■ Directive: Copy out the data below verbatim.
## START Supplied data
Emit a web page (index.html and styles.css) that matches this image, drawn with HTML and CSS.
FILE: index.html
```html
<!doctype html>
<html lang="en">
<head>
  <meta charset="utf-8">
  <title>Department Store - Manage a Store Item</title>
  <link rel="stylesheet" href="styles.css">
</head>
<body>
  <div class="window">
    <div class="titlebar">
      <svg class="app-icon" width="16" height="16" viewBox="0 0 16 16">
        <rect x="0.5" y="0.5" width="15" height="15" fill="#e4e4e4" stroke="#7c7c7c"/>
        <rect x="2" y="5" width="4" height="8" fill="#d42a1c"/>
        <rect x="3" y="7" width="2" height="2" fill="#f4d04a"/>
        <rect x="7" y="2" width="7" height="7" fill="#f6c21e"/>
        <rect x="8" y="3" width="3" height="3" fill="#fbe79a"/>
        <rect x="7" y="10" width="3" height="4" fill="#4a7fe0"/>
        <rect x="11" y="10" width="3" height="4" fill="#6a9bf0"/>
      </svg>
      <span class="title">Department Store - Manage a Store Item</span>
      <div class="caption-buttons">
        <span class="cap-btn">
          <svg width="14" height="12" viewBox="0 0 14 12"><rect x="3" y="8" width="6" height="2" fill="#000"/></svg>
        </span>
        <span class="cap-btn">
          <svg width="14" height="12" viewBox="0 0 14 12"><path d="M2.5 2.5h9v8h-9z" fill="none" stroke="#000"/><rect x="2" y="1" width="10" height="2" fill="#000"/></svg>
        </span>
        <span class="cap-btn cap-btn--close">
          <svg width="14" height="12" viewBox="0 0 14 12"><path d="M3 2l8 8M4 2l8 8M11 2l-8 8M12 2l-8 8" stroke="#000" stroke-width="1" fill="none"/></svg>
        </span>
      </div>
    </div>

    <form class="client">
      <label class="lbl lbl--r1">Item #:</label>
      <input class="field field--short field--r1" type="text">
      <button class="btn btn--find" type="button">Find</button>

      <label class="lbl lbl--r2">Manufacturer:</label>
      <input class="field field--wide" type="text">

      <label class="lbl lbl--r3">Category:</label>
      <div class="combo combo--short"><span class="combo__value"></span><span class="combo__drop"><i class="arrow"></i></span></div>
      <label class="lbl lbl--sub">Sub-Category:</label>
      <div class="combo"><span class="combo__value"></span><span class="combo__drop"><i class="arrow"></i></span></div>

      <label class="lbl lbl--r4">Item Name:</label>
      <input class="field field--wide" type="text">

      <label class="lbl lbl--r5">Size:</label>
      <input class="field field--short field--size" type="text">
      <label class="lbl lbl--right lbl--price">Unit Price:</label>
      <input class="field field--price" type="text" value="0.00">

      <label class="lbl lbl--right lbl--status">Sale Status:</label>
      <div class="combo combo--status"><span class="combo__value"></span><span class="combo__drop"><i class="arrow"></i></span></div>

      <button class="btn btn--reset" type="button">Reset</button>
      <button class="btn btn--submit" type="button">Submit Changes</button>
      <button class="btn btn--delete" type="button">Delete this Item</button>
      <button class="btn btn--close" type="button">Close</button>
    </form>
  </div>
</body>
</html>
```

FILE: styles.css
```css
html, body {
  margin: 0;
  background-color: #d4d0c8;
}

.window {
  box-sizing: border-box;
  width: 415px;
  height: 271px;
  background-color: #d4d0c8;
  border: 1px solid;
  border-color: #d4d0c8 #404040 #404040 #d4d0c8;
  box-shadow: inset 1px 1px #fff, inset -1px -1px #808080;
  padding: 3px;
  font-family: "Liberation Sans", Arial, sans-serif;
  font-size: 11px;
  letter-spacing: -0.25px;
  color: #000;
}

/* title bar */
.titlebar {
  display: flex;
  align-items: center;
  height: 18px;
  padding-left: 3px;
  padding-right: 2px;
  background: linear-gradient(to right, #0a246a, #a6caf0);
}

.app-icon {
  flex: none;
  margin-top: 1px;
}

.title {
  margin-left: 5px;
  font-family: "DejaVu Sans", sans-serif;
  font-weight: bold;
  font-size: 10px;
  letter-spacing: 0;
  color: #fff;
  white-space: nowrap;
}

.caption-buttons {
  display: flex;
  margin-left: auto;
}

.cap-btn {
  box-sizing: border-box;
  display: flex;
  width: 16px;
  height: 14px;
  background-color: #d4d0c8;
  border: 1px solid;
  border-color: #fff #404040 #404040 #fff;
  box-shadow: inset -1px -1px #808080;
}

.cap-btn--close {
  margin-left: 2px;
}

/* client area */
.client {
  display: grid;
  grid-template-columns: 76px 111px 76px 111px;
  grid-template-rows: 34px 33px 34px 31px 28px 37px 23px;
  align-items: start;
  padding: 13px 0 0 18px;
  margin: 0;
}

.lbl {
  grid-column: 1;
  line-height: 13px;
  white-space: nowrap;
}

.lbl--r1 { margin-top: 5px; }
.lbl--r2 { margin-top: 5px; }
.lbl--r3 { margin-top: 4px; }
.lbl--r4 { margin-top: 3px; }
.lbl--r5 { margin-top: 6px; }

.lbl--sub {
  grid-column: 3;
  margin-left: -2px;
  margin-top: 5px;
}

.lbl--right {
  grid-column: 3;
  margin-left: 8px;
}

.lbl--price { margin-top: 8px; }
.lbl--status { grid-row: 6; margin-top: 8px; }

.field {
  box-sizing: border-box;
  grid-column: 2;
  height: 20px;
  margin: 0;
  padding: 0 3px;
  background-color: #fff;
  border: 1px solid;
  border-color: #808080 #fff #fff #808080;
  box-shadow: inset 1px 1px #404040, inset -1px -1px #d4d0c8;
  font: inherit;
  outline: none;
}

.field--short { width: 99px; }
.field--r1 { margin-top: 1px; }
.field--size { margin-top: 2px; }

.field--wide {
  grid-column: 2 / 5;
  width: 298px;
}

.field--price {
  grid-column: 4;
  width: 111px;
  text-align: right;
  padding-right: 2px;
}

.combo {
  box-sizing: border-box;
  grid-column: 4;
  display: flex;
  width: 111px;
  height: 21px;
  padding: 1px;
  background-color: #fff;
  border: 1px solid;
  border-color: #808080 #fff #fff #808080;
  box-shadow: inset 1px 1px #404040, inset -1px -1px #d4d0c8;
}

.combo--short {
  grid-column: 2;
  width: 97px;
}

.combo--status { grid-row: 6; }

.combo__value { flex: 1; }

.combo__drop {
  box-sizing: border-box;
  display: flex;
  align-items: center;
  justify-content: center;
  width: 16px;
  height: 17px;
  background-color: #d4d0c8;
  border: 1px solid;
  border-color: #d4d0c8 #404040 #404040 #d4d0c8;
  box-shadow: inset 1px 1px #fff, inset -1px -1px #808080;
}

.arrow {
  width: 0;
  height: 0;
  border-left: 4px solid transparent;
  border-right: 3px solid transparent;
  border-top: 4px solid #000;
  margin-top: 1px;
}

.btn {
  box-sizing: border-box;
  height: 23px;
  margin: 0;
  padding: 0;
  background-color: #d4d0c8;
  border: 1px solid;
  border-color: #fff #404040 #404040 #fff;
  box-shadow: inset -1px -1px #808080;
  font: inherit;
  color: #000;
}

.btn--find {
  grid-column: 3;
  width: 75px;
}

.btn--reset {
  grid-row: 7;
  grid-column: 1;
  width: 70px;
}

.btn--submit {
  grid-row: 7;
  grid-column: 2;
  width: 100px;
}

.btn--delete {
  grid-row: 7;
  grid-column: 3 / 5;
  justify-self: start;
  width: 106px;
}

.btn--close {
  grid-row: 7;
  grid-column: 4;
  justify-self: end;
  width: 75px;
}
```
## END Supplied data
■ Answer below:
Emit a web page (index.html and styles.css) that matches this image, drawn with HTML and CSS.
FILE: index.html
```html
<!doctype html>
<html lang="en">
<head>
  <meta charset="utf-8">
  <title>Department Store - Manage a Store Item</title>
  <link rel="stylesheet" href="styles.css">
</head>
<body>
  <div class="window">
    <div class="titlebar">
      <svg class="app-icon" width="16" height="16" viewBox="0 0 16 16">
        <rect x="0.5" y="0.5" width="15" height="15" fill="#e4e4e4" stroke="#7c7c7c"/>
        <rect x="2" y="5" width="4" height="8" fill="#d42a1c"/>
        <rect x="3" y="7" width="2" height="2" fill="#f4d04a"/>
        <rect x="7" y="2" width="7" height="7" fill="#f6c21e"/>
        <rect x="8" y="3" width="3" height="3" fill="#fbe79a"/>
        <rect x="7" y="10" width="3" height="4" fill="#4a7fe0"/>
        <rect x="11" y="10" width="3" height="4" fill="#6a9bf0"/>
      </svg>
      <span class="title">Department Store - Manage a Store Item</span>
      <div class="caption-buttons">
        <span class="cap-btn">
          <svg width="14" height="12" viewBox="0 0 14 12"><rect x="3" y="8" width="6" height="2" fill="#000"/></svg>
        </span>
        <span class="cap-btn">
          <svg width="14" height="12" viewBox="0 0 14 12"><path d="M2.5 2.5h9v8h-9z" fill="none" stroke="#000"/><rect x="2" y="1" width="10" height="2" fill="#000"/></svg>
        </span>
        <span class="cap-btn cap-btn--close">
          <svg width="14" height="12" viewBox="0 0 14 12"><path d="M3 2l8 8M4 2l8 8M11 2l-8 8M12 2l-8 8" stroke="#000" stroke-width="1" fill="none"/></svg>
        </span>
      </div>
    </div>

    <form class="client">
      <label class="lbl lbl--r1">Item #:</label>
      <input class="field field--short field--r1" type="text">
      <button class="btn btn--find" type="button">Find</button>

      <label class="lbl lbl--r2">Manufacturer:</label>
      <input class="field field--wide" type="text">

      <label class="lbl lbl--r3">Category:</label>
      <div class="combo combo--short"><span class="combo__value"></span><span class="combo__drop"><i class="arrow"></i></span></div>
      <label class="lbl lbl--sub">Sub-Category:</label>
      <div class="combo"><span class="combo__value"></span><span class="combo__drop"><i class="arrow"></i></span></div>

      <label class="lbl lbl--r4">Item Name:</label>
      <input class="field field--wide" type="text">

      <label class="lbl lbl--r5">Size:</label>
      <input class="field field--short field--size" type="text">
      <label class="lbl lbl--right lbl--price">Unit Price:</label>
      <input class="field field--price" type="text" value="0.00">

      <label class="lbl lbl--right lbl--status">Sale Status:</label>
      <div class="combo combo--status"><span class="combo__value"></span><span class="combo__drop"><i class="arrow"></i></span></div>

      <button class="btn btn--reset" type="button">Reset</button>
      <button class="btn btn--submit" type="button">Submit Changes</button>
      <button class="btn btn--delete" type="button">Delete this Item</button>
      <button class="btn btn--close" type="button">Close</button>
    </form>
  </div>
</body>
</html>
```

FILE: styles.css
```css
html, body {
  margin: 0;
  background-color: #d4d0c8;
}

.window {
  box-sizing: border-box;
  width: 415px;
  height: 271px;
  background-color: #d4d0c8;
  border: 1px solid;
  border-color: #d4d0c8 #404040 #404040 #d4d0c8;
  box-shadow: inset 1px 1px #fff, inset -1px -1px #808080;
  padding: 3px;
  font-family: "Liberation Sans", Arial, sans-serif;
  font-size: 11px;
  letter-spacing: -0.25px;
  color: #000;
}

/* title bar */
.titlebar {
  display: flex;
  align-items: center;
  height: 18px;
  padding-left: 3px;
  padding-right: 2px;
  background: linear-gradient(to right, #0a246a, #a6caf0);
}

.app-icon {
  flex: none;
  margin-top: 1px;
}

.title {
  margin-left: 5px;
  font-family: "DejaVu Sans", sans-serif;
  font-weight: bold;
  font-size: 10px;
  letter-spacing: 0;
  color: #fff;
  white-space: nowrap;
}

.caption-buttons {
  display: flex;
  margin-left: auto;
}

.cap-btn {
  box-sizing: border-box;
  display: flex;
  width: 16px;
  height: 14px;
  background-color: #d4d0c8;
  border: 1px solid;
  border-color: #fff #404040 #404040 #fff;
  box-shadow: inset -1px -1px #808080;
}

.cap-btn--close {
  margin-left: 2px;
}

/* client area */
.client {
  display: grid;
  grid-template-columns: 76px 111px 76px 111px;
  grid-template-rows: 34px 33px 34px 31px 28px 37px 23px;
  align-items: start;
  padding: 13px 0 0 18px;
  margin: 0;
}

.lbl {
  grid-column: 1;
  line-height: 13px;
  white-space: nowrap;
}

.lbl--r1 { margin-top: 5px; }
.lbl--r2 { margin-top: 5px; }
.lbl--r3 { margin-top: 4px; }
.lbl--r4 { margin-top: 3px; }
.lbl--r5 { margin-top: 6px; }

.lbl--sub {
  grid-column: 3;
  margin-left: -2px;
  margin-top: 5px;
}

.lbl--right {
  grid-column: 3;
  margin-left: 8px;
}

.lbl--price { margin-top: 8px; }
.lbl--status { grid-row: 6; margin-top: 8px; }

.field {
  box-sizing: border-box;
  grid-column: 2;
  height: 20px;
  margin: 0;
  padding: 0 3px;
  background-color: #fff;
  border: 1px solid;
  border-color: #808080 #fff #fff #808080;
  box-shadow: inset 1px 1px #404040, inset -1px -1px #d4d0c8;
  font: inherit;
  outline: none;
}

.field--short { width: 99px; }
.field--r1 { margin-top: 1px; }
.field--size { margin-top: 2px; }

.field--wide {
  grid-column: 2 / 5;
  width: 298px;
}

.field--price {
  grid-column: 4;
  width: 111px;
  text-align: right;
  padding-right: 2px;
}

.combo {
  box-sizing: border-box;
  grid-column: 4;
  display: flex;
  width: 111px;
  height: 21px;
  padding: 1px;
  background-color: #fff;
  border: 1px solid;
  border-color: #808080 #fff #fff #808080;
  box-shadow: inset 1px 1px #404040, inset -1px -1px #d4d0c8;
}

.combo--short {
  grid-column: 2;
  width: 97px;
}

.combo--status { grid-row: 6; }

.combo__value { flex: 1; }

.combo__drop {
  box-sizing: border-box;
  display: flex;
  align-items: center;
  justify-content: center;
  width: 16px;
  height: 17px;
  background-color: #d4d0c8;
  border: 1px solid;
  border-color: #d4d0c8 #404040 #404040 #d4d0c8;
  box-shadow: inset 1px 1px #fff, inset -1px -1px #808080;
}

.arrow {
  width: 0;
  height: 0;
  border-left: 4px solid transparent;
  border-right: 3px solid transparent;
  border-top: 4px solid #000;
  margin-top: 1px;
}

.btn {
  box-sizing: border-box;
  height: 23px;
  margin: 0;
  padding: 0;
  background-color: #d4d0c8;
  border: 1px solid;
  border-color: #fff #404040 #404040 #fff;
  box-shadow: inset -1px -1px #808080;
  font: inherit;
  color: #000;
}

.btn--find {
  grid-column: 3;
  width: 75px;
}

.btn--reset {
  grid-row: 7;
  grid-column: 1;
  width: 70px;
}

.btn--submit {
  grid-row: 7;
  grid-column: 2;
  width: 100px;
}

.btn--delete {
  grid-row: 7;
  grid-column: 3 / 5;
  justify-self: start;
  width: 106px;
}

.btn--close {
  grid-row: 7;
  grid-column: 4;
  justify-self: end;
  width: 75px;
}
```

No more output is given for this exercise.